Black is the dominant color in Pedro Costa’s new film, Vitalina Varela. Everyone wears black: black pants, black shirts, black hats and head scarves, a black leather jacket, the mutual wardrobe occasionally disrupted with a splash of yellow or a light touch of blue. Black engulfs the set design, wreathing the picture in oppressive, atmospheric darkness, which blends together with Costa’s dreamy-bordering-on-surreal filmmaking and lends the sense that his audience is trapped in the collective nightmare of the characters populating the Portugeuse master’s story.

But if black defines the visual tone in Vitalina Varela, it’s stillness that provides the picture’s structure. Costa shot Vitalina Varela using an aspect ratio close to the Academy ratio (1.33:1 instead of 1.37:1); the result is a movie almost squarely framed, and from that comes the feeling of being hemmed in. There’s very little room to breathe, much less move around. Every shot Costa composes could, if he liked, occupy real estate on a gallery wall in an overpriced metropolitan museum where refined white culturalists could gaze on them and marvel at the relentless destitution captured through his lens. But Costa is in the business of cinema, and so the images do move, but so slowly and so haltingly that they practically read as still anyways.

Calling Vitalina Varela’s holistic effects “suffocating” wouldn’t do Costa’s work any justice. “Stifling” would seem to better suit the film’s intentions: Life in Lisbon’s utterly devastated Fontaínhas shantytown is a parade of smothered humanity. Residents march, shamble and occasionally lie prone on the ground, faith depleted, energy drained. Why anyone would return here after spending decades away is a question Costa answers within its first 10 minutes, when the title character, named for the actress who plays her, touches down on the tarmac and is immediately met with bad news. “Vitalina, you arrived too late,” one of the airport workers serving as the welcome wagon tells her. “Your husband was buried days ago. There is nothing in Portugal for you.”
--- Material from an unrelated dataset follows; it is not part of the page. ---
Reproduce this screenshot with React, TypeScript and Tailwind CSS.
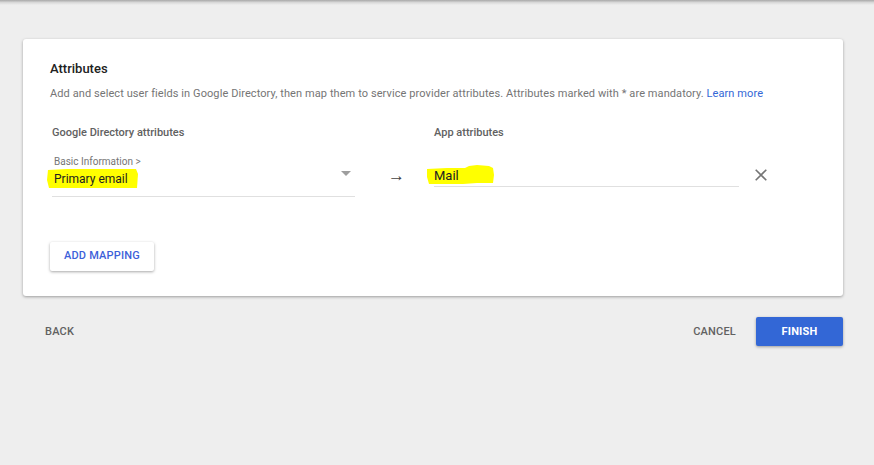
import React from "react";

function Highlight1() {
  return (
    <svg
      className="absolute left-[-7px] top-[-3px] pointer-events-none"
      width="92"
      height="21"
      viewBox="0 0 92 21"
    >
      <polygon
        points="1,2 20,1 50,1 80,1 89,1 91,6 90,20 60,20 30,20 8,20 2,20 0,12"
        fill="#ffff00"
      />
    </svg>
  );
}

function Highlight2() {
  return (
    <svg
      className="absolute left-[-7px] top-[-3px] pointer-events-none"
      width="68"
      height="20"
      viewBox="0 0 68 20"
    >
      <polygon
        points="0,4 20,3 38,3 42,1 50,0 62,1 66,3 67,10 66,18 50,18 36,19 20,19 2,19 0,12"
        fill="#ffff00"
      />
    </svg>
  );
}

export default function App() {
  return (
    <div
      className="w-[874px] h-[465px] bg-[#eeeeee] overflow-hidden flex flex-col"
      style={{ fontFamily: "Roboto, 'Liberation Sans', sans-serif" }}
    >
      <div className="h-[5px] w-full bg-gradient-to-b from-[#a8a8a8] via-[#d8d8d8] to-[#eeeeee]" />
      <div className="mt-[34px] ml-[23px] w-[820px] h-[257px] bg-white rounded-[3px] shadow-[0_1px_3px_rgba(0,0,0,0.35)] pt-[21px] pl-[27px] flex flex-col">
        <div className="text-[13px] leading-[18px] font-medium text-[#212121]">
          Attributes
        </div>
        <div className="mt-[8px] text-[11px] leading-[16px] text-[#757575] tracking-[0.085px]">
          Add and select user fields in Google Directory, then map them to
          service provider attributes. Attributes marked with * are mandatory.{" "}
          <span className="text-[#3367d6]">Learn more</span>
        </div>
        <div className="mt-[23px] pl-[2px] flex text-[11px] leading-[16px] font-medium text-[#616161]">
          <div className="w-[382px]">Google Directory attributes</div>
          <div>App attributes</div>
        </div>
        <div className="mt-[15px] pl-[2px] flex items-start">
          <div className="w-[303px] border-b border-[#e0e0e0] pb-[9px] flex items-start">
            <div className="flex-1 flex flex-col pl-[2px]">
              <div className="text-[10px] leading-[12px] text-[#757575]">
                Basic Information &gt;
              </div>
              <div className="mt-[3px] text-[12px] leading-[16px] text-[#212121]">
                <span className="relative inline-block">
                  <Highlight1 />
                  <span className="relative">Primary email</span>
                </span>
              </div>
            </div>
            <svg
              className="mt-[15px] mr-[4px]"
              width="10"
              height="5"
              viewBox="0 0 10 5"
            >
              <polygon points="0,0 10,0 5,5" fill="#9e9e9e" />
            </svg>
          </div>
          <div className="w-[79px] pl-[33px] pt-[11px] text-[17px] leading-[16px] text-[#424242] font-light">
            →
          </div>
          <div className="w-[305px] mt-[12px] border-b border-[#e0e0e0] pb-[2px]">
            <div className="text-[13px] leading-[16px] text-[#212121]">
              <span className="relative inline-block">
                <Highlight2 />
                <span className="relative">Mail</span>
              </span>
            </div>
          </div>
          <svg
            className="ml-[16px] mt-[13px]"
            width="12"
            height="12"
            viewBox="0 0 12 12"
          >
            <path
              d="M0.7 0.7 L11.3 11.3 M11.3 0.7 L0.7 11.3"
              stroke="#757575"
              strokeWidth="1.6"
              fill="none"
            />
          </svg>
        </div>
        <div className="mt-[45px]">
          <button className="w-[104px] h-[29px] bg-white rounded-[2px] shadow-[0_1px_3px_rgba(0,0,0,0.35)] text-[11px] font-medium text-[#3d5fd9] tracking-[0.2px]">
            ADD MAPPING
          </button>
        </div>
      </div>
      <div className="mt-[21px] flex items-center h-[29px] pl-[45px] pr-[31px]">
        <div className="text-[11px] font-medium text-[#616161] tracking-[0.2px] pt-[1px]">
          BACK
        </div>
        <div className="flex-1" />
        <div className="text-[11px] font-medium text-[#616161] tracking-[0.2px] pt-[1px]">
          CANCEL
        </div>
        <button className="ml-[20px] w-[87px] h-[29px] bg-[#3367d6] rounded-[2px] shadow-[0_1px_3px_rgba(0,0,0,0.35)] text-[11px] font-bold text-white tracking-[0.2px] pt-[1px]">
          FINISH
        </button>
      </div>
    </div>
  );
}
The movie opens with the funeral procession, with men shuffling through the winding streets, paying their respects, literally cleaning house. Viewers know what’s waiting for Vitalina before she does. Most people would probably buy a return flight on the spot, but Vitalina remains. She’s determined to embrace that nothing with unfailing stoicism and cool, steely judgment. Vitalina’s angry. She’s heartbroken. For 40 years, she lived alone in Cape Verde, her husband, Joaquim, having abandoned her and fled for reasons none of us watching from our couches can appreciate (or even comprehend). Now, at long last able to reunite with him, she finds that she’s inherited the mess—worldly and spiritual—he left with his passing: the house he built for them, but also the demons he collected over the course of their separation.

Each person who comes to Vitalina’s door has demons of their own, too, and the town’s priest (played by Ventura, a regular player in Costa’s films), having lost his faith as well as a chunk of his mind, is ill-suited to exorcise them. No one the audience meets is free from grief, the emotion for which the movie’s pervading darkness functions as an avatar: There’s nothing here for Vitalina other than the task of reconciliation, but quite frankly, there’s nothing here for literally anybody else, either, save for the pain they’ve acquired through impoverished reality.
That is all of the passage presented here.